**TASK OBJECTIVE:** In the records that follow, show each line where the word "index" is present.

━━━ DATA SHOWN

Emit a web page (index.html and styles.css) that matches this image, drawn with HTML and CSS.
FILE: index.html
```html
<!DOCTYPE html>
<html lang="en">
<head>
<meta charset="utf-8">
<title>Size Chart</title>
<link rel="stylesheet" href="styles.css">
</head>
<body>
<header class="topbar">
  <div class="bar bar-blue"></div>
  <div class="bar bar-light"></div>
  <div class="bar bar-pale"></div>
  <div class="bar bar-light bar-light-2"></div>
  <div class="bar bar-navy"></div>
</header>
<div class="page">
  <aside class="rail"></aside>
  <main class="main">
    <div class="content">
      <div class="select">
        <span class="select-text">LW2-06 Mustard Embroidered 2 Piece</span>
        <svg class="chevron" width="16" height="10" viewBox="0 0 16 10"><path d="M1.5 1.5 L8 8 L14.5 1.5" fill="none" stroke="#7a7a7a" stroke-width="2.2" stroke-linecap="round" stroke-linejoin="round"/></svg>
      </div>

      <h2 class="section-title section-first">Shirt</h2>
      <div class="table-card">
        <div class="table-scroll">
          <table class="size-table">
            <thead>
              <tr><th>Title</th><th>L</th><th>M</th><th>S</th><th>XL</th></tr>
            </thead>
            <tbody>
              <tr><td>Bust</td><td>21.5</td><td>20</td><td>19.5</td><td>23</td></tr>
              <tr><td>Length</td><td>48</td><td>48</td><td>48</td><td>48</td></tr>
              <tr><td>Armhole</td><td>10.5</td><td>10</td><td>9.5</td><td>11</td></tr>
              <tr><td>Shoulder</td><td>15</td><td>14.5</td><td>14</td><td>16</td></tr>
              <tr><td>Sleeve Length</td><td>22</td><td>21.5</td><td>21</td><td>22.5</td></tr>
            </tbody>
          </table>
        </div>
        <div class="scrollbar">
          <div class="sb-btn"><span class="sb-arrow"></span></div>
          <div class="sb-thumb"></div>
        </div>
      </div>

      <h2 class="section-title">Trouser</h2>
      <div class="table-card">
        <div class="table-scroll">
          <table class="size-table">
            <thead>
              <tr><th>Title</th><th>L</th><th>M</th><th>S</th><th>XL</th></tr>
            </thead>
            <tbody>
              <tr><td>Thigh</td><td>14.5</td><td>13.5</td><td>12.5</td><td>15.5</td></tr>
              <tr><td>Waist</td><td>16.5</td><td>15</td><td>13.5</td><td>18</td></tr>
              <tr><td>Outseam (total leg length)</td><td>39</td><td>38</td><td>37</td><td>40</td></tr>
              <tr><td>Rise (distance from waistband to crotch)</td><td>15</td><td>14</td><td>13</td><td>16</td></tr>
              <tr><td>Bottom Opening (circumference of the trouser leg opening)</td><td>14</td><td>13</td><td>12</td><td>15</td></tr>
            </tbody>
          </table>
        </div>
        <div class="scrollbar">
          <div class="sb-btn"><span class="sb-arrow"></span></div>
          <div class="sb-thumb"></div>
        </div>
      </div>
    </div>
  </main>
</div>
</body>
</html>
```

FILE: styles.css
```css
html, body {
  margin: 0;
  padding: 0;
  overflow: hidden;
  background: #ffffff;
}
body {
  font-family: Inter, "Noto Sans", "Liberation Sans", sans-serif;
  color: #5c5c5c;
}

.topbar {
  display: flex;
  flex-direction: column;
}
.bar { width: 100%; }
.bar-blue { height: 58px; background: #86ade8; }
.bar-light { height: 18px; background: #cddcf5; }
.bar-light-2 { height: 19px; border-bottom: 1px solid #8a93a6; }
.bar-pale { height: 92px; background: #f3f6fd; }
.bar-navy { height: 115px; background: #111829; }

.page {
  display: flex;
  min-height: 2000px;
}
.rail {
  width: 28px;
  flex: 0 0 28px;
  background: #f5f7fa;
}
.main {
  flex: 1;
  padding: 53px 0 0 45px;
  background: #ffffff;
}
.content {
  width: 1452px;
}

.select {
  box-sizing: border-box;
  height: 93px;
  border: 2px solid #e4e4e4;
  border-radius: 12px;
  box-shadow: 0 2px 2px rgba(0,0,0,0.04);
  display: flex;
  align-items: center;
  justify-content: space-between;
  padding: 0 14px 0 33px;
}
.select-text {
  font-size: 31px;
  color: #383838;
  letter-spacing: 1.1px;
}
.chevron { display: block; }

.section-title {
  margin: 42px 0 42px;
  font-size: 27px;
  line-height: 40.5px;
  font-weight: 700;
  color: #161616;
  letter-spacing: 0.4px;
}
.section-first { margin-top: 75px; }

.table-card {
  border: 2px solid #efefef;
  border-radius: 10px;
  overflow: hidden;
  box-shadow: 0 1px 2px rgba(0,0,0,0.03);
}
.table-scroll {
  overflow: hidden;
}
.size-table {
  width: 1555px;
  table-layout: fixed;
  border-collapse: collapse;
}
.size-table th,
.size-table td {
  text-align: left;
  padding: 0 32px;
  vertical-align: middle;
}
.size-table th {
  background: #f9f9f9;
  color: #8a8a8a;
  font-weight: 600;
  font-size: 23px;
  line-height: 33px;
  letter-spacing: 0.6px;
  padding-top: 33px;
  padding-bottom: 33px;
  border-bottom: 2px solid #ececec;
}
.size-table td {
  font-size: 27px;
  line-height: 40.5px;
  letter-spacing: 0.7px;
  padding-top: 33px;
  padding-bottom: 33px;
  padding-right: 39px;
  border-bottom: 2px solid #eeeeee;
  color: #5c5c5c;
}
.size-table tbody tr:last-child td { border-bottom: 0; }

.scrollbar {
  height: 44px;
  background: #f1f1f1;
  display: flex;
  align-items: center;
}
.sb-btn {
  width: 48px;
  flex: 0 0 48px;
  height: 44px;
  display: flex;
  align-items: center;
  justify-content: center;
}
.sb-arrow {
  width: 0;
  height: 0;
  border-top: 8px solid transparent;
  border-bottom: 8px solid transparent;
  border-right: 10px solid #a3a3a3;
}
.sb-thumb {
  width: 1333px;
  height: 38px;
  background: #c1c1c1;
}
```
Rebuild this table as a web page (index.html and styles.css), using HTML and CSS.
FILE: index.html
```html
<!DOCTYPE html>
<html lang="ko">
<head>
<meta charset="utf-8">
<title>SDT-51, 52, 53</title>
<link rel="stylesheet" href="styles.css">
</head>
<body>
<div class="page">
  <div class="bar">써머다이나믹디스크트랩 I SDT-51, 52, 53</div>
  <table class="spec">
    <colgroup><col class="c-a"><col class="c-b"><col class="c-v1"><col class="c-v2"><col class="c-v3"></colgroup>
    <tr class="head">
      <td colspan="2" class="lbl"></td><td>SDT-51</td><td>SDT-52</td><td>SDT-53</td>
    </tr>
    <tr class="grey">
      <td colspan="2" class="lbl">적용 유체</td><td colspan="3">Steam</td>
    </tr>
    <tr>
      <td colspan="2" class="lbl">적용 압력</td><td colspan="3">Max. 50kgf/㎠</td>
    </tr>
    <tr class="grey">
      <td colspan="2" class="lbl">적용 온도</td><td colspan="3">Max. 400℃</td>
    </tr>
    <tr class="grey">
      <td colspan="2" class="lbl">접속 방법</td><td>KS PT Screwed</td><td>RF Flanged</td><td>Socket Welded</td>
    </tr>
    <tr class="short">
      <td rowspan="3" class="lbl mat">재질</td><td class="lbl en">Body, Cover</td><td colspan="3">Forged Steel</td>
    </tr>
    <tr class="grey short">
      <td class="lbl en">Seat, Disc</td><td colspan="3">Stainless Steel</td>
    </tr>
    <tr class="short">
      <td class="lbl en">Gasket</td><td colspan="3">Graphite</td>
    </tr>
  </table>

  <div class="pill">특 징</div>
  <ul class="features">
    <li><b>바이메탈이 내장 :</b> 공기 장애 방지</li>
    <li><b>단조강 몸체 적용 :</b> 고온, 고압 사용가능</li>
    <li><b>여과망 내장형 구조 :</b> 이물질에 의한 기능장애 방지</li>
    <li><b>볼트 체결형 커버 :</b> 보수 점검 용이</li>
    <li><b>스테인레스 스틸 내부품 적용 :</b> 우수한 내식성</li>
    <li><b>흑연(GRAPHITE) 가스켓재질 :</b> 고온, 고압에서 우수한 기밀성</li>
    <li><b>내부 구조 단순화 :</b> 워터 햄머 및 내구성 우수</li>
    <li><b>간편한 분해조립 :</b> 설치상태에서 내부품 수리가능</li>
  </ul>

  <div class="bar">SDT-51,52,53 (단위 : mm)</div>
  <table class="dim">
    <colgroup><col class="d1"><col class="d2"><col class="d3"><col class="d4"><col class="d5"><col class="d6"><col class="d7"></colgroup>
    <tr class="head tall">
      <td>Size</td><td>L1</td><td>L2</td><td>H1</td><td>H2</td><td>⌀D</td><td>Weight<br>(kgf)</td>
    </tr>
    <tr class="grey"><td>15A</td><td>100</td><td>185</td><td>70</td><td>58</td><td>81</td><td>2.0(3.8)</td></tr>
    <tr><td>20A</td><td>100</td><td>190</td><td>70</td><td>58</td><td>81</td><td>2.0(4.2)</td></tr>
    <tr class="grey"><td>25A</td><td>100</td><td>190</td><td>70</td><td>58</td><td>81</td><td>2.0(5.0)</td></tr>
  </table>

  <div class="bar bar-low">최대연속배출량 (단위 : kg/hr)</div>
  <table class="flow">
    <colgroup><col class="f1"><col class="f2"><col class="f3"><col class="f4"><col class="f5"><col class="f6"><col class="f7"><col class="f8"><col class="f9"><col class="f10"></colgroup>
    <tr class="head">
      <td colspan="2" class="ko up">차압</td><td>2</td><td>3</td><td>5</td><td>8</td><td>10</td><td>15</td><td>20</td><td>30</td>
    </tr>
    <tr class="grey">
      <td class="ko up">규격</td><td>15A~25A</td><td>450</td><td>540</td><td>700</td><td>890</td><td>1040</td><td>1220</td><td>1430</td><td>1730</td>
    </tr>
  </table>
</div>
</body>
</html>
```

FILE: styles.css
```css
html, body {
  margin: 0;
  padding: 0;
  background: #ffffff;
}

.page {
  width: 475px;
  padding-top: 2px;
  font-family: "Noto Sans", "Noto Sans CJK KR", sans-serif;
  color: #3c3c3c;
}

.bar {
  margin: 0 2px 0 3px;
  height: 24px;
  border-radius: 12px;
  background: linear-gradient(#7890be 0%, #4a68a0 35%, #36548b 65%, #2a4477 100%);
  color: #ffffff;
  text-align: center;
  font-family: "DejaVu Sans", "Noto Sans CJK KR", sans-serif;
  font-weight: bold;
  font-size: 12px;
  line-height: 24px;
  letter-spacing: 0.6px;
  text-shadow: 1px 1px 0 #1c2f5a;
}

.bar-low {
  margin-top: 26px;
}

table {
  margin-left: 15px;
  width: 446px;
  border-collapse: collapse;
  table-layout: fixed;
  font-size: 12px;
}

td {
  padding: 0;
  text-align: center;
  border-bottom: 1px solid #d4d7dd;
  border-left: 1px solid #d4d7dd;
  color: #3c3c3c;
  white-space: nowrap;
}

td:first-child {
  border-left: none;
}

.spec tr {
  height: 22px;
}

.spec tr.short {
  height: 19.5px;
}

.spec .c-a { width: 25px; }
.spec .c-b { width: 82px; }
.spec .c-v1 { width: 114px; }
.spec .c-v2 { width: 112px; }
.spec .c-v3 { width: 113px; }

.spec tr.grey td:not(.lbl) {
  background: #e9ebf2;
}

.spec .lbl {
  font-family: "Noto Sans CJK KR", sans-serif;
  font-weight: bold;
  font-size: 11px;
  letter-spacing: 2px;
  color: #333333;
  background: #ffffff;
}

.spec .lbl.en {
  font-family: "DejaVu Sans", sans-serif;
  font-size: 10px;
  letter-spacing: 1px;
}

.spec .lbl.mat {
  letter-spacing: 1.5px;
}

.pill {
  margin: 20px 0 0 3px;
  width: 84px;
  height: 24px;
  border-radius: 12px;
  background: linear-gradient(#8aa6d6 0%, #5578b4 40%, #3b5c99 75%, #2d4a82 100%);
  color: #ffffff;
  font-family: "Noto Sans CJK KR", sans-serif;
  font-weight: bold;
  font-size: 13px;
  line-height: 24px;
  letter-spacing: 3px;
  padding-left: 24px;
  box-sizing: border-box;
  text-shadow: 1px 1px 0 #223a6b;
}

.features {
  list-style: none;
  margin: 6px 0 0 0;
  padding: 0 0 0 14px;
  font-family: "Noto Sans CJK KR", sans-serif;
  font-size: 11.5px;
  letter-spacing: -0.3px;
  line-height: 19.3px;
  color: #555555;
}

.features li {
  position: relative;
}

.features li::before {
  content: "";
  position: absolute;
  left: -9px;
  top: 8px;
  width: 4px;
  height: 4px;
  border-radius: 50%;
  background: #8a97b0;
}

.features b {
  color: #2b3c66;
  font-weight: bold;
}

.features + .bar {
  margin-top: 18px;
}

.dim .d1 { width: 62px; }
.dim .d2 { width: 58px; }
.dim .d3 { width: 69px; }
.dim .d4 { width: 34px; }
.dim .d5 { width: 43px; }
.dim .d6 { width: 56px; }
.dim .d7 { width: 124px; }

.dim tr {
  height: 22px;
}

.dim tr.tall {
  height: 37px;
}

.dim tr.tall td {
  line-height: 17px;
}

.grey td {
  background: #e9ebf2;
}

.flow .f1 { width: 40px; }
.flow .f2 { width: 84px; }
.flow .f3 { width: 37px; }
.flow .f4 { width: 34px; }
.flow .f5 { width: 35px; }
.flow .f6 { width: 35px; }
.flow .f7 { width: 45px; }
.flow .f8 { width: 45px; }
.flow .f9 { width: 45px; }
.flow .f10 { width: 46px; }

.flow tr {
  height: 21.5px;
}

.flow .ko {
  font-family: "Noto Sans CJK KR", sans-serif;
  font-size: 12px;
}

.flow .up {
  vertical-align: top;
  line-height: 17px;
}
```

━━━━━━

**CORRECT OUTPUT:**
Emit a web page (index.html and styles.css) that matches this image, drawn with HTML and CSS.
FILE: index.html
Rebuild this table as a web page (index.html and styles.css), using HTML and CSS.
FILE: index.html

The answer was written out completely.